Saved data entries:
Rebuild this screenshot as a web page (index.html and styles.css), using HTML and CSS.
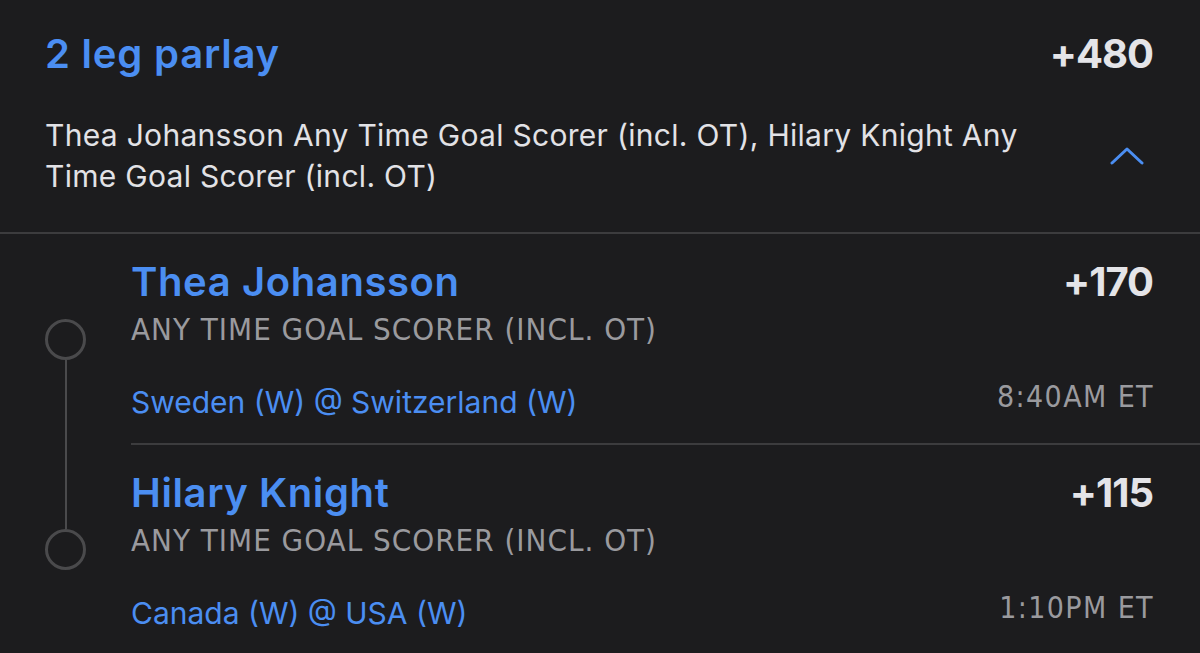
FILE: index.html
```html
<!DOCTYPE html>
<html lang="en">
<head>
<meta charset="utf-8">
<title>2 leg parlay</title>
<link rel="stylesheet" href="styles.css">
</head>
<body>
<main class="card">
  <header class="summary">
    <div class="summary-top">
      <h1 class="title">2 leg parlay</h1>
      <span class="odds">+480</span>
    </div>
    <div class="summary-desc">
      <p class="desc">Thea Johansson Any Time Goal Scorer (incl. OT), Hilary Knight Any Time Goal Scorer (incl. OT)</p>
      <svg class="chevron" width="34" height="20" viewBox="0 0 34 20" aria-hidden="true">
        <polyline points="2,17 17,3 32,17" fill="none" stroke="#4b8ef2" stroke-width="3" stroke-linecap="round" stroke-linejoin="round"/>
      </svg>
    </div>
  </header>

  <section class="legs">
    <article class="leg leg-first">
      <div class="rail">
        <span class="seg seg-top"></span>
        <span class="dot"></span>
        <span class="seg seg-bottom"></span>
      </div>
      <div class="leg-body">
        <div class="leg-row">
          <h2 class="name">Thea Johansson</h2>
          <span class="odds">+170</span>
        </div>
        <div class="market">ANY TIME GOAL SCORER (INCL. OT)</div>
        <div class="leg-row game-row">
          <span class="game">Sweden (W) @ Switzerland (W)</span>
          <span class="time">8:40AM ET</span>
        </div>
      </div>
    </article>

    <article class="leg leg-last">
      <div class="rail">
        <span class="seg seg-top"></span>
        <span class="dot"></span>
        <span class="seg seg-bottom"></span>
      </div>
      <div class="leg-body">
        <div class="leg-row">
          <h2 class="name">Hilary Knight</h2>
          <span class="odds">+115</span>
        </div>
        <div class="market">ANY TIME GOAL SCORER (INCL. OT)</div>
        <div class="leg-row game-row">
          <span class="game">Canada (W) @ USA (W)</span>
          <span class="time">1:10PM ET</span>
        </div>
      </div>
    </article>
  </section>
</main>
</body>
</html>
```

FILE: styles.css
```css
* { box-sizing: border-box; }

html, body {
  margin: 0;
  padding: 0;
  background: #1c1c1e;
}

body {
  font-family: "Inter", "Lato", sans-serif;
  color: #e2e2e6;
  overflow: hidden;
}

.card {
  width: 1200px;
}

.summary {
  padding: 30px 47px 35px 45px;
  border-bottom: 2px solid #3c3c3e;
}

.summary-top {
  display: flex;
  justify-content: space-between;
  align-items: flex-start;
}

.title {
  margin: 0;
  font-size: 40px;
  line-height: 48px;
  font-weight: 600;
  color: #4b8ef2;
  letter-spacing: 0.8px;
}

.odds {
  font-size: 40px;
  line-height: 48px;
  font-weight: 700;
  color: #e4e4e8;
  letter-spacing: -1px;
}

.summary-desc {
  display: flex;
  align-items: center;
  justify-content: space-between;
  margin-top: 37px;
}

.desc {
  margin: 0;
  width: 1010px;
  font-size: 30px;
  line-height: 41px;
  font-weight: 400;
  letter-spacing: 0.3px;
  color: #e2e2e6;
}

.chevron {
  display: block;
  margin-right: 9px;
}

.leg {
  display: grid;
  grid-template-columns: 131px 1fr;
}

.rail {
  display: flex;
  flex-direction: column;
  align-items: center;
}

.seg {
  flex: 1;
  width: 2px;
  background: #4a4a4c;
}

.leg-first .seg-top,
.leg-last .seg-bottom {
  background: transparent;
}

.dot {
  width: 41px;
  height: 41px;
  border: 3px solid #4a4a4c;
  border-radius: 50%;
  flex: none;
}

.leg-body {
  padding: 24px 47px 23px 0;
}

.leg-first .leg-body {
  border-bottom: 2px solid #3c3c3e;
}

.leg-row {
  display: flex;
  justify-content: space-between;
  align-items: flex-start;
}

.name {
  margin: 0;
  font-size: 40px;
  line-height: 48px;
  font-weight: 600;
  letter-spacing: 0.6px;
  color: #4b8ef2;
}

.market {
  margin-top: 5px;
  font-family: "DejaVu Sans Condensed", "Liberation Sans", sans-serif;
  font-size: 31px;
  line-height: 36px;
  letter-spacing: 1px;
  color: #9a9a9e;
}

.game-row {
  margin-top: 37px;
}

.game {
  font-size: 30px;
  line-height: 36px;
  color: #4b8ef2;
}

.time {
  margin-top: -5px;
  margin-right: -1px;
  font-family: "DejaVu Sans Condensed", "Liberation Sans", sans-serif;
  font-size: 30px;
  line-height: 36px;
  letter-spacing: 1.4px;
  color: #9a9a9e;
}
```
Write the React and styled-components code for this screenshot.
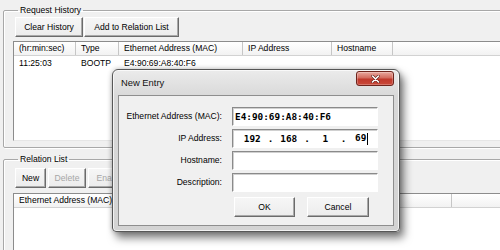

### Stated task:
Omit the images and transcribe all of the records above word for word.

### Task answer:
Rebuild this screenshot as a web page (index.html and styles.css), using HTML and CSS.
FILE: index.html
```html
<!DOCTYPE html>
<html lang="en">
<head>
<meta charset="utf-8">
<title>2 leg parlay</title>
<link rel="stylesheet" href="styles.css">
</head>
<body>
<main class="card">
  <header class="summary">
    <div class="summary-top">
      <h1 class="title">2 leg parlay</h1>
      <span class="odds">+480</span>
    </div>
    <div class="summary-desc">
      <p class="desc">Thea Johansson Any Time Goal Scorer (incl. OT), Hilary Knight Any Time Goal Scorer (incl. OT)</p>
      <svg class="chevron" width="34" height="20" viewBox="0 0 34 20" aria-hidden="true">
        <polyline points="2,17 17,3 32,17" fill="none" stroke="#4b8ef2" stroke-width="3" stroke-linecap="round" stroke-linejoin="round"/>
      </svg>
    </div>
  </header>

  <section class="legs">
    <article class="leg leg-first">
      <div class="rail">
        <span class="seg seg-top"></span>
        <span class="dot"></span>
        <span class="seg seg-bottom"></span>
      </div>
      <div class="leg-body">
        <div class="leg-row">
          <h2 class="name">Thea Johansson</h2>
          <span class="odds">+170</span>
        </div>
        <div class="market">ANY TIME GOAL SCORER (INCL. OT)</div>
        <div class="leg-row game-row">
          <span class="game">Sweden (W) @ Switzerland (W)</span>
          <span class="time">8:40AM ET</span>
        </div>
      </div>
    </article>

    <article class="leg leg-last">
      <div class="rail">
        <span class="seg seg-top"></span>
        <span class="dot"></span>
        <span class="seg seg-bottom"></span>
      </div>
      <div class="leg-body">
        <div class="leg-row">
          <h2 class="name">Hilary Knight</h2>
          <span class="odds">+115</span>
        </div>
        <div class="market">ANY TIME GOAL SCORER (INCL. OT)</div>
        <div class="leg-row game-row">
          <span class="game">Canada (W) @ USA (W)</span>
          <span class="time">1:10PM ET</span>
        </div>
      </div>
    </article>
  </section>
</main>
</body>
</html>
```

FILE: styles.css
```css
* { box-sizing: border-box; }

html, body {
  margin: 0;
  padding: 0;
  background: #1c1c1e;
}

body {
  font-family: "Inter", "Lato", sans-serif;
  color: #e2e2e6;
  overflow: hidden;
}

.card {
  width: 1200px;
}

.summary {
  padding: 30px 47px 35px 45px;
  border-bottom: 2px solid #3c3c3e;
}

.summary-top {
  display: flex;
  justify-content: space-between;
  align-items: flex-start;
}

.title {
  margin: 0;
  font-size: 40px;
  line-height: 48px;
  font-weight: 600;
  color: #4b8ef2;
  letter-spacing: 0.8px;
}

.odds {
  font-size: 40px;
  line-height: 48px;
  font-weight: 700;
  color: #e4e4e8;
  letter-spacing: -1px;
}

.summary-desc {
  display: flex;
  align-items: center;
  justify-content: space-between;
  margin-top: 37px;
}

.desc {
  margin: 0;
  width: 1010px;
  font-size: 30px;
  line-height: 41px;
  font-weight: 400;
  letter-spacing: 0.3px;
  color: #e2e2e6;
}

.chevron {
  display: block;
  margin-right: 9px;
}

.leg {
  display: grid;
  grid-template-columns: 131px 1fr;
}

.rail {
  display: flex;
  flex-direction: column;
  align-items: center;
}

.seg {
  flex: 1;
  width: 2px;
  background: #4a4a4c;
}

.leg-first .seg-top,
.leg-last .seg-bottom {
  background: transparent;
}

.dot {
  width: 41px;
  height: 41px;
  border: 3px solid #4a4a4c;
  border-radius: 50%;
  flex: none;
}

.leg-body {
  padding: 24px 47px 23px 0;
}

.leg-first .leg-body {
  border-bottom: 2px solid #3c3c3e;
}

.leg-row {
  display: flex;
  justify-content: space-between;
  align-items: flex-start;
}

.name {
  margin: 0;
  font-size: 40px;
  line-height: 48px;
  font-weight: 600;
  letter-spacing: 0.6px;
  color: #4b8ef2;
}

.market {
  margin-top: 5px;
  font-family: "DejaVu Sans Condensed", "Liberation Sans", sans-serif;
  font-size: 31px;
  line-height: 36px;
  letter-spacing: 1px;
  color: #9a9a9e;
}

.game-row {
  margin-top: 37px;
}

.game {
  font-size: 30px;
  line-height: 36px;
  color: #4b8ef2;
}

.time {
  margin-top: -5px;
  margin-right: -1px;
  font-family: "DejaVu Sans Condensed", "Liberation Sans", sans-serif;
  font-size: 30px;
  line-height: 36px;
  letter-spacing: 1.4px;
  color: #9a9a9e;
}
```
Write the React and styled-components code for this screenshot.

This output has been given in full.